No es en absoluto reprochable que cada vez sea mayor el número de ciudadanos intervinientes en el debate de los asuntos públicos. En ese sentido, la hiperpolitización de la sociedad es un objetivo prioritario de cualquier democracia avanzada. Pero hiperpolitización es un término polisémico que, al tiempo, también nomina al fenómeno, creciente, indeseable y asfixiante, que consiste en ir aumentando la lista de aspectos de la vida que han de someterse al criterio de los más. Ejemplos recientes, como la norma urbanística que en el País Vasco fija ideológicamente los metros de cocinas y dormitorios, atestiguan bien esa moderna dinámica expansiva del campo de acción política en detrimento de la propia libertad individual. Se va mermando, entonces, el universo de lo privado y, con él, nuestra capacidad de establecer proyectos singulares y separables. La tiranía de lo políticamente correcto y el éxito indiscutible del pensamiento único encuentran su mejor cómplice en esa falsa y torticera democratización de cuanto ocurre y nos ocurre.

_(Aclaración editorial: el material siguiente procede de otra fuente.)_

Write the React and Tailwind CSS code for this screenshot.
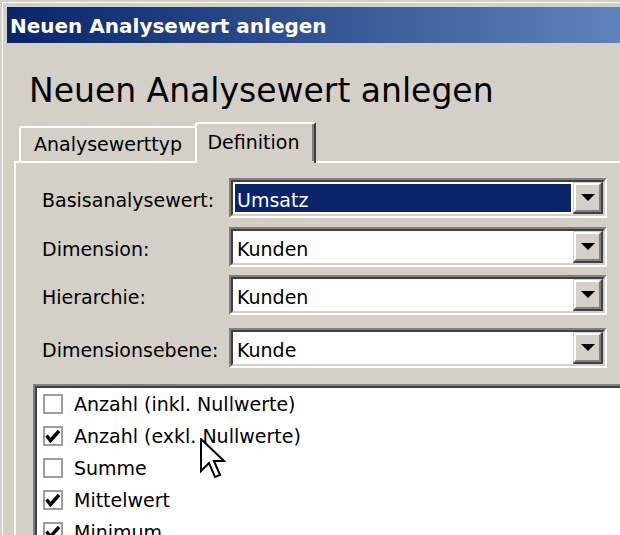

Añadan -lo acaba de subrayar Juan Ramón Rallo- que una comunidad hiperpolitizada exige un tipo de ciudadano muy distinto al actual. No estamos rodeados precisamente de personas desapasionadas e imparciales, dispuestas a discutir racionalmente qué hacer y qué no frente a las múltiples encrucijadas que hoy nos acucian. Muy al contrario, en esta España nuestra proliferan los fanáticos, gente que sigue con fe cuasirreligiosa el credo de sus líderes. Tanto en la izquierda como en la derecha, triunfan los bloques monolíticos, orgullosos de sus banderas y de sus jefes, sin resquicio para el disentimiento o la crítica. En tales condiciones, la ciudadanía se polariza, el adversario muta en enemigo y el diálogo sereno y sincero termina considerándose una actitud vergonzosamente traidora

De ahí, una conclusión funesta: esa mala hiperpolitización envenena la convivencia, rompe familias y amistades, tensa, en lo público y en lo privado, el discurrir de nuestros días y, al cabo, como ponen de manifiesto los resultados de una reciente encuesta norteamericana, nos perjudica física, mental y emocionalmente.

No, la verdadera democracia no puede derivar en una estúpida pérdida de libertades, ni convertirse en un juego de sectas dispuestas a imponer siempre sus estancos idearios. Sería un inmenso error y una canallada malbaratar de tal forma el heroico sacrificio de nuestros mayores.